A great many Linux deployments don't run any significant third-party, proprietary apps, but are used instead for deploying in-house development, as build systems (basic GCC toolchain), or can be fully provisioned from within the ~20,000+ packages available within the Debian archives. That's over three times the offerings of RH (roughly 6-7k packages last I checked), and among the reasons my own deployments tend to be Debian (or Ubuntu): I've very rarely got any call to go outside the available packaged software (current exception list: Google Earth. MM Flash. That last I'll lose when Gnash is sufficiently developed).
Finally: Ubuntu, being a well-capitalized (Mark Shuttleworth took in over $1b from sale of Thawte), clueful company is well positioned to establish ISV partnerships and is in the process of doing so. This is an advantage of corporate-based distros over community ones, in that they've got the infrastructure to do this sort of thing. Ubuntu has to date played pretty closely to Debian in other aspects which gives it a win in my book over other Debian-based distros (several of which have also inked ISV partnerships) including Linspire, Xandros, and others.

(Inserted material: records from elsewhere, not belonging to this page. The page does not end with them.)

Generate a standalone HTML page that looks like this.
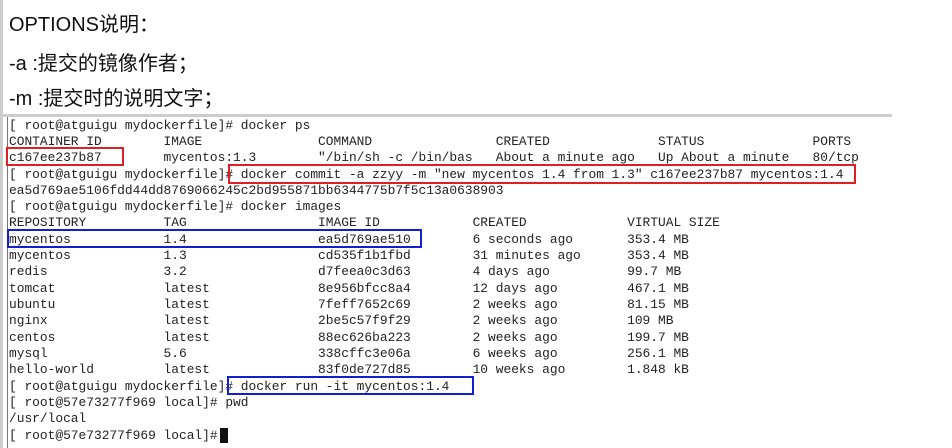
<!DOCTYPE html>
<html><head><meta charset="utf-8"><style>
body{margin:0;width:952px;height:448px;background:#fff;position:relative;overflow:hidden;}
.h{position:absolute;left:9px;font-family:"Liberation Sans","Noto Sans CJK SC",sans-serif;font-size:20px;color:#111;white-space:nowrap;}
.l{position:absolute;left:9px;font-family:"Liberation Mono","DejaVu Sans Mono",monospace;font-size:12.88px;line-height:16px;height:16px;white-space:pre;color:#222;}
.b{position:absolute;border:2px solid;box-sizing:border-box;}
</style></head><body>
<div style="position:absolute;left:0;top:0;width:3px;height:448px;background:#ccc"></div>
<div class="h" style="top:8px">OPTIONS说明：</div>
<div class="h" style="top:47px">-a :提交的镜像作者；</div>
<div class="h" style="top:82px">-m :提交时的说明文字；</div>
<div style="position:absolute;left:3px;top:114px;width:889px;height:3px;background:#ccc"></div>
<div style="position:absolute;left:7px;top:117px;width:1px;height:331px;background:#777"></div>
<div class="l" style="top:118px">[ root@atguigu mydockerfile]# docker ps</div>
<div class="l" style="top:134px">CONTAINER ID        IMAGE               COMMAND                CREATED              STATUS              PORTS</div>
<div class="l" style="top:150px">c167ee237b87        mycentos:1.3        "/bin/sh -c /bin/bas   About a minute ago   Up About a minute   80/tcp</div>
<div class="l" style="top:167px">[ root@atguigu mydockerfile]# docker commit -a zzyy -m "new mycentos 1.4 from 1.3" c167ee237b87 mycentos:1.4</div>
<div class="l" style="top:183px">ea5d769ae5106fdd44dd8769066245c2bd955871bb6344775b7f5c13a0638903</div>
<div class="l" style="top:199px">[ root@atguigu mydockerfile]# docker images</div>
<div class="l" style="top:215px">REPOSITORY          TAG                 IMAGE ID            CREATED             VIRTUAL SIZE</div>
<div class="l" style="top:232px">mycentos            1.4                 ea5d769ae510        6 seconds ago       353.4 MB</div>
<div class="l" style="top:248px">mycentos            1.3                 cd535f1b1fbd        31 minutes ago      353.4 MB</div>
<div class="l" style="top:264px">redis               3.2                 d7feea0c3d63        4 days ago          99.7 MB</div>
<div class="l" style="top:281px">tomcat              latest              8e956bfcc8a4        12 days ago         467.1 MB</div>
<div class="l" style="top:297px">ubuntu              latest              7feff7652c69        2 weeks ago         81.15 MB</div>
<div class="l" style="top:313px">nginx               latest              2be5c57f9f29        2 weeks ago         109 MB</div>
<div class="l" style="top:330px">centos              latest              88ec626ba223        2 weeks ago         199.7 MB</div>
<div class="l" style="top:346px">mysql               5.6                 338cffc3e06a        6 weeks ago         256.1 MB</div>
<div class="l" style="top:362px">hello-world         latest              83f0de727d85        10 weeks ago        1.848 kB</div>
<div class="l" style="top:379px">[ root@atguigu mydockerfile]# docker run -it mycentos:1.4</div>
<div class="l" style="top:395px">[ root@57e73277f969 local]# pwd</div>
<div class="l" style="top:411px">/usr/local</div>
<div class="l" style="top:428px">[ root@57e73277f969 local]# </div>
<div style="position:absolute;left:220px;top:428px;width:8px;height:15px;background:#111"></div>
<div class="b" style="left:6px;top:147px;width:118px;height:19px;border-color:#e02020"></div>
<div class="b" style="left:228px;top:164px;width:628px;height:20px;border-color:#e02020"></div>
<div class="b" style="left:7px;top:229px;width:415px;height:19px;border-color:#1020d0"></div>
<div class="b" style="left:227px;top:376px;width:247px;height:19px;border-color:#1020d0"></div>
</body></html>
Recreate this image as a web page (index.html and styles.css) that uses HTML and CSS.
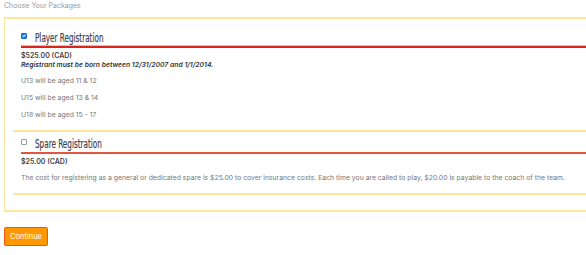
FILE: index.html
```html
<!DOCTYPE html>
<html lang="en">
<head>
    <meta charset="UTF-8">
    <meta name="viewport" content="width=device-width, initial-scale=1.0">
    <title>Choose Your Packages</title>
    <link rel="stylesheet" href="styles.css">
</head>
<body>
    <div class="page">
        <div class="section-label">Choose Your Packages</div>

        <div class="packages">
            <div class="package">
                <label class="package-head selected">
                    <input type="checkbox" checked>
                    <span class="package-title">Player Registration</span>
                </label>
                <div class="price">$525.00 (CAD)</div>
                <div class="note">Registrant must be born between 12/31/2007 and 1/1/2014.</div>
                <p>U13 will be aged 11 &amp; 12</p>
                <p>U15 will be aged 13 &amp; 14</p>
                <p>U18 will be aged 15 - 17</p>
            </div>

            <div class="package">
                <label class="package-head">
                    <input type="checkbox">
                    <span class="package-title">Spare Registration</span>
                </label>
                <div class="price">$25.00 (CAD)</div>
                <p>The cost for registering as a general or dedicated spare is $25.00 to cover insurance costs. Each time you are called to play, $20.00 is payable to the coach of the team.</p>
            </div>
        </div>

        <button class="btn">Continue</button>
    </div>
</body>
</html>
```

FILE: styles.css
```css
body {
    font-family: 'Inter', 'Open Sans', sans-serif;
    margin: 0;
    padding: 0;
    color: #555;
    background: #fff;
    overflow: hidden;
}

.page {
    padding-left: 4px;
}

.section-label {
    font-size: 7px;
    color: #9a9a9a;
    height: 17px;
    line-height: 12px;
}

.packages {
    border: 1px solid #fce7a0;
    border-top-width: 2px;
    border-bottom-width: 2px;
    border-right: none;
    padding: 7px 0 15px 8px;
}

.package {
    border-bottom: 2px solid #fce49a;
    padding: 4px 0 10px 8px;
}

.package-head {
    display: flex;
    align-items: center;
    border-bottom: 2px solid #e2553f;
    height: 16px;
}

.package-head.selected {
    border-bottom-color: #d8261c;
    box-shadow: 0 -1px 0 #f6b3ae inset;
}

.package-head input {
    appearance: none;
    box-sizing: border-box;
    width: 6px;
    height: 6px;
    margin: 0 8px 4px 0;
    border: 1px solid #9a9a9a;
    border-radius: 1px;
    background: #fff;
}

.package-head input:checked {
    background: #1a6fe0;
    border-color: #1a6fe0;
    position: relative;
}

.package-head input:checked::after {
    content: "";
    position: absolute;
    left: 1px;
    top: 0;
    width: 1px;
    height: 2px;
    border: solid #fff;
    border-width: 0 1px 1px 0;
    transform: rotate(45deg);
}

.package-title {
    font-family: 'DejaVu Sans', sans-serif;
    font-stretch: condensed;
    font-size: 11.5px;
    color: #3f3f4f;
    display: inline-block;
    transform: scaleX(0.7);
    transform-origin: left center;
    white-space: nowrap;
    -webkit-text-stroke: 0.2px #3f3f4f;
}

.price {
    font-size: 7px;
    font-weight: 600;
    color: #444;
    margin-top: 3px;
    line-height: 9px;
}

.note {
    font-size: 6.8px;
    font-weight: 600;
    font-style: italic;
    color: #333;
    line-height: 9px;
}

p {
    font-size: 6.85px;
    color: #777;
    margin: 6px 0 0;
    line-height: 11px;
}

.btn {
    display: block;
    margin-top: 15px;
    background-color: #ff9800;
    color: #fff;
    border: 1px solid #f4511e;
    border-radius: 2px;
    font-family: 'Inter', sans-serif;
    font-size: 7.5px;
    padding: 0;
    height: 19px;
    width: 44px;
    cursor: pointer;
}
```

RH are on shifting sands here as well.
It's interesting to note that the one notable ISV which is most often mentioned as a reason for deploying RH (often with the phrase "we might want to run Oracle so we must run RH") is, oh, I gave myself away, Oracle. Who last I heard wouldn't even think, no sir! of, say, rolling out their own distro to free themselves of some pesky little complaints about RH such as, oh, just stabbing in the dark, insufficient support levels.
I'm not saying RH are dead. I'm saying they should be gravely concerned about their position and execution.